When the polls closed on election day, the ballots would have been counted nationally, using state-of-the-art tabulating equipment, by federal officials whose full-time jobs require them to evaluate the quality and uniformity of the procedures and to improve them constantly. We would have known the final tally last Wednesday morning, if not sooner even if the election were as close as it appears to be. And many observers are already recommending procedural reforms along these lines in order to improve the accuracy of all future vote counts.

Accuracy is critical, for elections as well as for the census. That is why some of the Census Bureau's methods would work well for an election. But the goal of an election is very different from the goal of the census. One seeks an accurate count of the choices made by some Americans called voters. The other seeks an accurate portrait of all Americans themselves. That is why sampling, the use of modern statistical methods, essential for an accurate census count, didn't work so well in predicting the choices of actual voters.

Voters are by far a messier lot than citizens in general, hard to pinpoint before election day. Voters are not selected by anyone, nor do they qualify to vote by any income characteristic or any demographic other than age. Before and after voting day, they can and often do refuse to answer questions about their preferences, change their minds or provide misleading responses.

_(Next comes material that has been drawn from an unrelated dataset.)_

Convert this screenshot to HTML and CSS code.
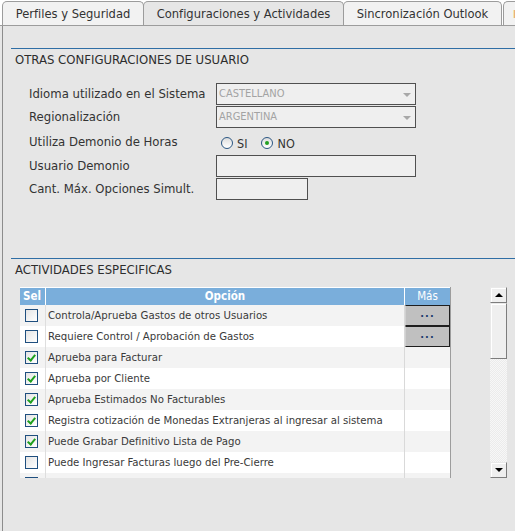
FILE: index.html
```html
<!DOCTYPE html>
<html lang="es">
<head>
<meta charset="utf-8">
<title>Configuraciones y Actividades</title>
<link rel="stylesheet" href="styles.css">
</head>
<body>
<div class="tabs">
  <div class="tab t1">Perfiles y Seguridad</div>
  <div class="tab t2 active">Configuraciones y Actividades</div>
  <div class="tab t3">Sincronización Outlook</div>
  <div class="tab t4"><span class="orange">I</span></div>
</div>
<div class="panel">
  <section class="sec">
    <h2 class="sec-title">OTRAS CONFIGURACIONES DE USUARIO</h2>
    <div class="form">
      <div class="lbl">Idioma utilizado en el Sistema</div>
      <div class="select">CASTELLANO<span class="caret"></span></div>
      <div class="lbl">Regionalización</div>
      <div class="select">ARGENTINA<span class="caret"></span></div>
      <div class="lbl">Utiliza Demonio de Horas</div>
      <div class="radios">
        <span class="radio"></span><span class="rtxt">SI</span>
        <span class="radio on"></span><span class="rtxt">NO</span>
      </div>
      <div class="lbl">Usuario Demonio</div>
      <div class="input"></div>
      <div class="lbl">Cant. Máx. Opciones Simult.</div>
      <div class="input small"></div>
    </div>
  </section>
  <section class="sec sec2">
    <h2 class="sec-title">ACTIVIDADES ESPECIFICAS</h2>
    <div class="grid-wrap">
      <div class="table">
        <div class="thead">
          <div class="th c-sel">Sel</div>
          <div class="th c-opt">Opción</div>
          <div class="th c-mas">Más</div>
        </div>
        <div class="tbody">
          <div class="tr"><div class="td c-sel"><span class="cb"></span></div><div class="td c-opt">Controla/Aprueba Gastos de otros Usuarios</div><div class="td c-mas"><span class="btn">...</span></div></div>
          <div class="tr"><div class="td c-sel"><span class="cb"></span></div><div class="td c-opt">Requiere Control / Aprobación de Gastos</div><div class="td c-mas"><span class="btn">...</span></div></div>
          <div class="tr"><div class="td c-sel"><span class="cb on"></span></div><div class="td c-opt">Aprueba para Facturar</div><div class="td c-mas"></div></div>
          <div class="tr"><div class="td c-sel"><span class="cb on"></span></div><div class="td c-opt">Aprueba por Cliente</div><div class="td c-mas"></div></div>
          <div class="tr"><div class="td c-sel"><span class="cb on"></span></div><div class="td c-opt">Aprueba Estimados No Facturables</div><div class="td c-mas"></div></div>
          <div class="tr"><div class="td c-sel"><span class="cb on"></span></div><div class="td c-opt">Registra cotización de Monedas Extranjeras al ingresar al sistema</div><div class="td c-mas"></div></div>
          <div class="tr"><div class="td c-sel"><span class="cb on"></span></div><div class="td c-opt">Puede Grabar Definitivo Lista de Pago</div><div class="td c-mas"></div></div>
          <div class="tr"><div class="td c-sel"><span class="cb"></span></div><div class="td c-opt">Puede Ingresar Facturas luego del Pre-Cierre</div><div class="td c-mas"></div></div>
          <div class="tr"><div class="td c-sel"><span class="cb"></span></div><div class="td c-opt"></div><div class="td c-mas"></div></div>
        </div>
      </div>
      <div class="scrollbar">
        <div class="sb-btn"><span class="tri up"></span></div>
        <div class="sb-thumb"></div>
        <div class="sb-track"></div>
        <div class="sb-btn"><span class="tri down"></span></div>
      </div>
    </div>
  </section>
</div>
</body>
</html>
```

FILE: styles.css
```css
* { box-sizing: border-box; }
html, body { margin: 0; padding: 0; }
body {
  width: 515px;
  height: 531px;
  overflow: hidden;
  background: #e6e6e6;
  font-family: "DejaVu Sans Condensed", "DejaVu Sans", sans-serif;
  font-stretch: condensed;
  color: #333;
}
.tabs {
  display: flex;
  align-items: flex-end;
  height: 26px;
  padding: 1px 0 0 2px;
  background: #fff;
  border-bottom: 1px solid #9c9c9c;
  white-space: nowrap;
  overflow: hidden;
}
.tab {
  flex: none;
  height: 24px;
  border: 1px solid #9c9c9c;
  border-bottom: none;
  border-radius: 5px 5px 0 0;
  background: #f2f2f2;
  font-size: 12.8px;
  line-height: 23px;
  text-align: center;
  color: #333;
}
.t1 { width: 142px; }
.t2 { width: 201px; margin-left: -1px; }
.t3 { width: 159px; margin-left: -1px; }
.t4 { width: 13px; margin-left: 1px; text-align: left; padding-left: 9px; border-right: none; border-radius: 5px 0 0 0; }
.orange { color: #e8a33c; font-size: 11px; }
.tab.active {
  background: #e6e6e6;
  height: 25px;
  margin-bottom: -1px;
}
.panel {
  margin-left: 2px;
  border-left: 1px solid #8c8c8c;
  height: 505px;
  padding: 22px 0 0 8px;
}
.sec-title {
  margin: 0;
  border-top: 1px solid #2f6ea5;
  padding: 3px 0 0 4px;
  font-size: 13px;
  line-height: 16px;
  font-weight: normal;
  color: #2d2d2d;
}
.form {
  display: grid;
  grid-template-columns: 187px 1fr;
  grid-template-rows: 22px 22px 25px 22px 22px;
  row-gap: 1px;
  margin-top: 15px;
  padding-left: 18px;
}
.lbl {
  font-size: 13px;
  line-height: 16px;
  align-self: center;
  color: #333;
}
.select, .input {
  position: relative;
  width: 200px;
  height: 22px;
  border: 1px solid #505050;
  background: #efefef;
}
.input.small { width: 92px; }
.select {
  font-size: 11px;
  line-height: 20px;
  padding-left: 2px;
  color: #a3a3a3;
}
.caret {
  position: absolute;
  right: 4px;
  top: 9px;
  width: 0;
  height: 0;
  border-left: 4px solid transparent;
  border-right: 4px solid transparent;
  border-top: 4px solid #a8a8a8;
}
.radios {
  display: flex;
  align-items: center;
  padding: 3px 0 0 5px;
  font-size: 12.5px;
}
.radio {
  width: 12px;
  height: 12px;
  border: 1px solid #2b5783;
  border-radius: 50%;
  background: linear-gradient(#ddd, #fff);
  position: relative;
}
.radio.on::after {
  content: "";
  position: absolute;
  left: 3px;
  top: 3px;
  width: 4px;
  height: 4px;
  border-radius: 50%;
  background: #22a022;
}
.rtxt { margin-left: 4px; margin-right: 14px; }
.sec2 { margin-top: 58px; }
.sec2 .sec-title { padding-top: 3px; }
.grid-wrap {
  display: flex;
  align-items: flex-start;
  margin-top: 9px;
  padding-left: 9px;
}
.table {
  width: 431px;
  height: 191px;
  overflow: hidden;
  border-right: 1px solid #9d9d9d;
  background: #fff;
}
.thead {
  display: grid;
  grid-template-columns: 26px 359px 45px;
  height: 18px;
  border-top: 1px solid #fff;
  background: #7aaedb;
}
.th {
  color: #fff;
  font-size: 11.5px;
  font-weight: bold;
  line-height: 17px;
  text-align: center;
  border-right: 1px solid #fff;
}
.th.c-mas { border-right: none; font-weight: normal; }
.th.c-sel { text-align: left; padding-left: 3px; }
.tbody .tr {
  display: grid;
  grid-template-columns: 26px 359px 45px;
  height: 21px;
}
.tbody .tr:nth-child(odd) { background: #f3f3f3; }
.tbody .tr:nth-child(even) { background: #fff; }
.td {
  font-size: 11.3px;
  line-height: 21px;
  white-space: nowrap;
  overflow: hidden;
}
.td.c-sel { border-right: 1px solid #dedede; display: flex; align-items: center; padding-left: 5px; }
.td.c-opt { border-right: 1px solid #d9d9d9; padding-left: 2px; color: #3a3a3a; }
.cb {
  width: 13px;
  height: 13px;
  border: 1px solid #1f4f7f;
  background: linear-gradient(135deg, #e4e4e4, #fff);
  position: relative;
}
.cb.on::after {
  content: "";
  position: absolute;
  left: 3px;
  top: 1px;
  width: 3px;
  height: 6px;
  border-right: 2px solid #1ea01e;
  border-bottom: 2px solid #1ea01e;
  transform: rotate(40deg);
}
.btn {
  display: block;
  height: 21px;
  background: #c0c0c0;
  border: 1px solid #1e1e1e;
  border-left-color: #d0d0d0;
  text-align: center;
  color: #1d3c6c;
  font-weight: bold;
  font-size: 11px;
  line-height: 16px;
  letter-spacing: 1px;
}
.scrollbar {
  margin-left: 39px;
  width: 17px;
  height: 191px;
  display: flex;
  flex-direction: column;
}
.sb-btn, .sb-thumb {
  background: #efefef;
  border: 1px solid #e9e9e9;
  border-right-color: #7d7d7d;
  border-bottom-color: #7d7d7d;
  box-shadow: inset 1px 1px 0 #fff;
}
.sb-btn {
  height: 16px;
  display: flex;
  align-items: center;
  justify-content: center;
}
.sb-thumb { height: 56px; }
.sb-track {
  flex: 1;
  background: repeating-conic-gradient(#f7f7f7 0 25%, #ebebeb 0 50%) 0 0 / 2px 2px;
}
.tri {
  width: 0;
  height: 0;
  border-left: 4px solid transparent;
  border-right: 4px solid transparent;
}
.tri.up { border-bottom: 4px solid #000; }
.tri.down { border-top: 4px solid #000; }
```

They are self-selected. If they don't turn out, that's that. The government doesn't go after the sick, the unaware, the uninterested or the hostile to demand that they make a choice among the candidates. That means that a U.S. election is not a valid statistical sample of citizens' wants. It is a winner-take-all horse race that anyone can enter and that a wildly unrepresentative and even tiny cross-section of Americans might decide.

In an election, therefore, it would be ludicrous, not to mention unconstitutional, to deduce voters' choices for their leaders from the tiny samples used by exit pollsters without an actual one-by-one count, as Florida is proving.

The census, however, seeks a snapshot of the entire population at a given moment and in precise geographic positions, not a decision among several options by whomever may be interested in participating.

The census first tries to count as many Americans as humanly possible, nose by nose. But it inevitably fails to hear from everyone. But the Census doesn't stop if you don't send in your Census form. Unlike voting, the Census sends canvassers out to ring doorbells and prod non-responders for answers. It begs for answers over many weeks not just on one day. And apparently unlike the election officials in Florida, the Census uses state of the art optic scanners to read Census forms that have an error rate of less than 1%, two to five times below the reported error rate of machine punch card readers in Florida. And unlike in Florida, when the Census Bureau's machines can't read the forms, carefully trained people enter them by hand.

And finally because it is a different process with a different goal, the Census can, after exhausting all other effective methods for getting an accurate count, make use modern statistical methods to correct the historic undercount of millions of Blacks, Hispanics, Asians and American Indians.

Long ago, the census was as locally diverse, uncoordinated and optional as voting is now, but that was back in the 19th century. Using modern statistical methods, along with traditional counting methods the census should provide an amazingly accurate picture of the U.S. population. The national election system can profit by studying the Census Bureau example to achieve its own very different goals.